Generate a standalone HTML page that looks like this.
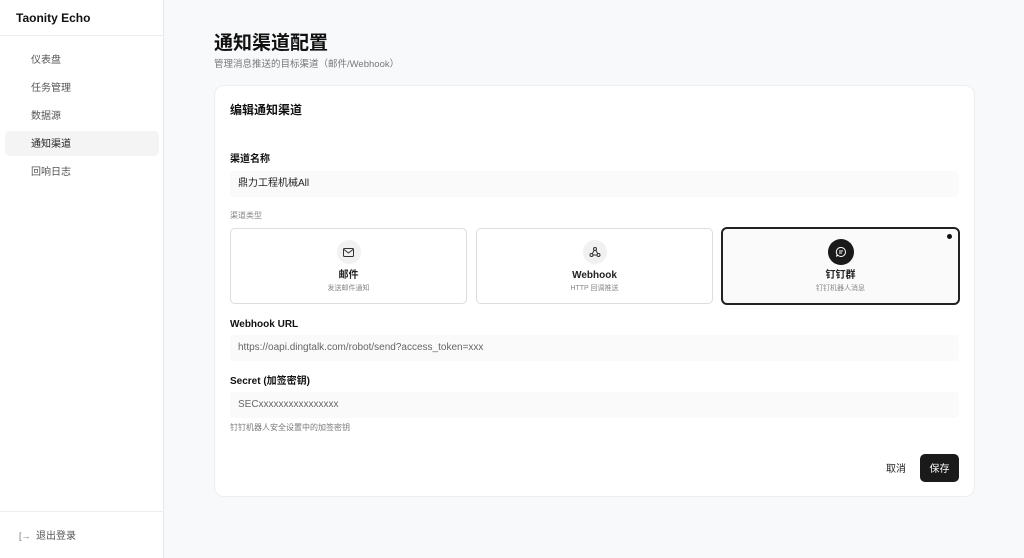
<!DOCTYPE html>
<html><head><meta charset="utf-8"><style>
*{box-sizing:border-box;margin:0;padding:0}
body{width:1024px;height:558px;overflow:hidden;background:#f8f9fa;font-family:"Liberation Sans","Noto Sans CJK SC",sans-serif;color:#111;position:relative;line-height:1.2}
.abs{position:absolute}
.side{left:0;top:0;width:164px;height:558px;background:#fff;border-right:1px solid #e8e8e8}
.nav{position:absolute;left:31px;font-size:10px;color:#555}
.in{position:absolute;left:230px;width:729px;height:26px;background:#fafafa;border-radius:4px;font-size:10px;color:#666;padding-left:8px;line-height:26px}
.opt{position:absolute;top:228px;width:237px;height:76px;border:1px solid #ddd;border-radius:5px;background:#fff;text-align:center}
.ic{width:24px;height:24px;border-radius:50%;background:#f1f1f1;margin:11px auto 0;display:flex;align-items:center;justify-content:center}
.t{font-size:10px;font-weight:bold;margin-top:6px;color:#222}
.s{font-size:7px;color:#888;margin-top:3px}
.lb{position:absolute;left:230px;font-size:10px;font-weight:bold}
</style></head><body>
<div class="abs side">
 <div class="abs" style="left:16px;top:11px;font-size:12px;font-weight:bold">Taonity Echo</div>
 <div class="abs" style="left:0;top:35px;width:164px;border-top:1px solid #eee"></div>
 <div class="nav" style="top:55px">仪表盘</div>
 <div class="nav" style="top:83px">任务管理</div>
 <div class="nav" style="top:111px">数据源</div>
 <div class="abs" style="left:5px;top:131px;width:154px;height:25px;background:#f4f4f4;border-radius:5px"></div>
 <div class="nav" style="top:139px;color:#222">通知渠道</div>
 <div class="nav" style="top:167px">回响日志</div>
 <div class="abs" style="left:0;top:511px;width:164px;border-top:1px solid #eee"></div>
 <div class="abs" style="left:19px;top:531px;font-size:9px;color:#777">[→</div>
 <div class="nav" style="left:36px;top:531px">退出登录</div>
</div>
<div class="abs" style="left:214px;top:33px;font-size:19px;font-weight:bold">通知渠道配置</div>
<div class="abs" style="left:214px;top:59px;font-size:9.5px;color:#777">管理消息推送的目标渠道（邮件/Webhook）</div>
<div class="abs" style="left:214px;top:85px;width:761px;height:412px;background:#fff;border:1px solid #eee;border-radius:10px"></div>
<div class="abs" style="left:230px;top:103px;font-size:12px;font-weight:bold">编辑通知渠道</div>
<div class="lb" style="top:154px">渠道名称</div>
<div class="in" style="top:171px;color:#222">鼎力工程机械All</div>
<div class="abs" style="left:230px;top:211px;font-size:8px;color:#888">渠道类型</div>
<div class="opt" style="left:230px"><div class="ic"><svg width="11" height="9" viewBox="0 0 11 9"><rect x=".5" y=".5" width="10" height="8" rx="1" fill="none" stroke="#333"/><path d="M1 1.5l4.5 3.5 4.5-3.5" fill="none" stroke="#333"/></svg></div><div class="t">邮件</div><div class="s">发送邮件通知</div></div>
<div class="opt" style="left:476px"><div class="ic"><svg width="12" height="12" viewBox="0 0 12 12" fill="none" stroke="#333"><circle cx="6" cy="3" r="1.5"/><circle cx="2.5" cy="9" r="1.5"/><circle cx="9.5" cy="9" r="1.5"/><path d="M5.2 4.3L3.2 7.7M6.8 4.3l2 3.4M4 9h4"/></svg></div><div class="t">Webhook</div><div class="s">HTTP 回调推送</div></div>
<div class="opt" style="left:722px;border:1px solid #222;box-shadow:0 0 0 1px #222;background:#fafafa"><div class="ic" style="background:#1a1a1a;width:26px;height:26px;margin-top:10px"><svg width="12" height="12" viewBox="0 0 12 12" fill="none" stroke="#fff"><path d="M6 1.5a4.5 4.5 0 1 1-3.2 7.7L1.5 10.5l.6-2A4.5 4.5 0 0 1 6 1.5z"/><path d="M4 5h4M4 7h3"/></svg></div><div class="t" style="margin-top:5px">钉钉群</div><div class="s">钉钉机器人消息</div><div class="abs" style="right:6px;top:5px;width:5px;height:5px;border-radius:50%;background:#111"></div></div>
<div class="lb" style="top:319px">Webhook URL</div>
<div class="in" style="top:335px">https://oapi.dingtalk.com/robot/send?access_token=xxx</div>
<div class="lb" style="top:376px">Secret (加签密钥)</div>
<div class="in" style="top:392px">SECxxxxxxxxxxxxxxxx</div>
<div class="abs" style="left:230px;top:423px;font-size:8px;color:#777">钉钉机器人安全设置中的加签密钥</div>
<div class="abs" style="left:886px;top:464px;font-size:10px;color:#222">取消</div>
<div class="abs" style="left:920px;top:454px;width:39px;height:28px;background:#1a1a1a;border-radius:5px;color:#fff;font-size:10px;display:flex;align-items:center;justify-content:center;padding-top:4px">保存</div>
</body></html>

WRITTEN PROBLEM |
Omit every picture, then repeat the remaining data exactly as it appears above.

PROBLEM SOLUTION |
Generate a standalone HTML page that looks like this.
<!DOCTYPE html>
<html><head><meta charset="utf-8"><style>
*{box-sizing:border-box;margin:0;padding:0}
body{width:1024px;height:558px;overflow:hidden;background:#f8f9fa;font-family:"Liberation Sans","Noto Sans CJK SC",sans-serif;color:#111;position:relative;line-height:1.2}
.abs{position:absolute}
.side{left:0;top:0;width:164px;height:558px;background:#fff;border-right:1px solid #e8e8e8}
.nav{position:absolute;left:31px;font-size:10px;color:#555}
.in{position:absolute;left:230px;width:729px;height:26px;background:#fafafa;border-radius:4px;font-size:10px;color:#666;padding-left:8px;line-height:26px}
.opt{position:absolute;top:228px;width:237px;height:76px;border:1px solid #ddd;border-radius:5px;background:#fff;text-align:center}
.ic{width:24px;height:24px;border-radius:50%;background:#f1f1f1;margin:11px auto 0;display:flex;align-items:center;justify-content:center}
.t{font-size:10px;font-weight:bold;margin-top:6px;color:#222}
.s{font-size:7px;color:#888;margin-top:3px}
.lb{position:absolute;left:230px;font-size:10px;font-weight:bold}
</style></head><body>
<div class="abs side">
 <div class="abs" style="left:16px;top:11px;font-size:12px;font-weight:bold">Taonity Echo</div>
 <div class="abs" style="left:0;top:35px;width:164px;border-top:1px solid #eee"></div>
 <div class="nav" style="top:55px">仪表盘</div>
 <div class="nav" style="top:83px">任务管理</div>
 <div class="nav" style="top:111px">数据源</div>
 <div class="abs" style="left:5px;top:131px;width:154px;height:25px;background:#f4f4f4;border-radius:5px"></div>
 <div class="nav" style="top:139px;color:#222">通知渠道</div>
 <div class="nav" style="top:167px">回响日志</div>
 <div class="abs" style="left:0;top:511px;width:164px;border-top:1px solid #eee"></div>
 <div class="abs" style="left:19px;top:531px;font-size:9px;color:#777">[→</div>
 <div class="nav" style="left:36px;top:531px">退出登录</div>
</div>
<div class="abs" style="left:214px;top:33px;font-size:19px;font-weight:bold">通知渠道配置</div>
<div class="abs" style="left:214px;top:59px;font-size:9.5px;color:#777">管理消息推送的目标渠道（邮件/Webhook）</div>
<div class="abs" style="left:214px;top:85px;width:761px;height:412px;background:#fff;border:1px solid #eee;border-radius:10px"></div>
<div class="abs" style="left:230px;top:103px;font-size:12px;font-weight:bold">编辑通知渠道</div>
<div class="lb" style="top:154px">渠道名称</div>
<div class="in" style="top:171px;color:#222">鼎力工程机械All</div>
<div class="abs" style="left:230px;top:211px;font-size:8px;color:#888">渠道类型</div>
<div class="opt" style="left:230px"><div class="ic"><svg width="11" height="9" viewBox="0 0 11 9"><rect x=".5" y=".5" width="10" height="8" rx="1" fill="none" stroke="#333"/><path d="M1 1.5l4.5 3.5 4.5-3.5" fill="none" stroke="#333"/></svg></div><div class="t">邮件</div><div class="s">发送邮件通知</div></div>
<div class="opt" style="left:476px"><div class="ic"><svg width="12" height="12" viewBox="0 0 12 12" fill="none" stroke="#333"><circle cx="6" cy="3" r="1.5"/><circle cx="2.5" cy="9" r="1.5"/><circle cx="9.5" cy="9" r="1.5"/><path d="M5.2 4.3L3.2 7.7M6.8 4.3l2 3.4M4 9h4"/></svg></div><div class="t">Webhook</div><div class="s">HTTP 回调推送</div></div>
<div class="opt" style="left:722px;border:1px solid #222;box-shadow:0 0 0 1px #222;background:#fafafa"><div class="ic" style="background:#1a1a1a;width:26px;height:26px;margin-top:10px"><svg width="12" height="12" viewBox="0 0 12 12" fill="none" stroke="#fff"><path d="M6 1.5a4.5 4.5 0 1 1-3.2 7.7L1.5 10.5l.6-2A4.5 4.5 0 0 1 6 1.5z"/><path d="M4 5h4M4 7h3"/></svg></div><div class="t" style="margin-top:5px">钉钉群</div><div class="s">钉钉机器人消息</div><div class="abs" style="right:6px;top:5px;width:5px;height:5px;border-radius:50%;background:#111"></div></div>
<div class="lb" style="top:319px">Webhook URL</div>
<div class="in" style="top:335px">https://oapi.dingtalk.com/robot/send?access_token=xxx</div>
<div class="lb" style="top:376px">Secret (加签密钥)</div>
<div class="in" style="top:392px">SECxxxxxxxxxxxxxxxx</div>
<div class="abs" style="left:230px;top:423px;font-size:8px;color:#777">钉钉机器人安全设置中的加签密钥</div>
<div class="abs" style="left:886px;top:464px;font-size:10px;color:#222">取消</div>
<div class="abs" style="left:920px;top:454px;width:39px;height:28px;background:#1a1a1a;border-radius:5px;color:#fff;font-size:10px;display:flex;align-items:center;justify-content:center;padding-top:4px">保存</div>
</body></html>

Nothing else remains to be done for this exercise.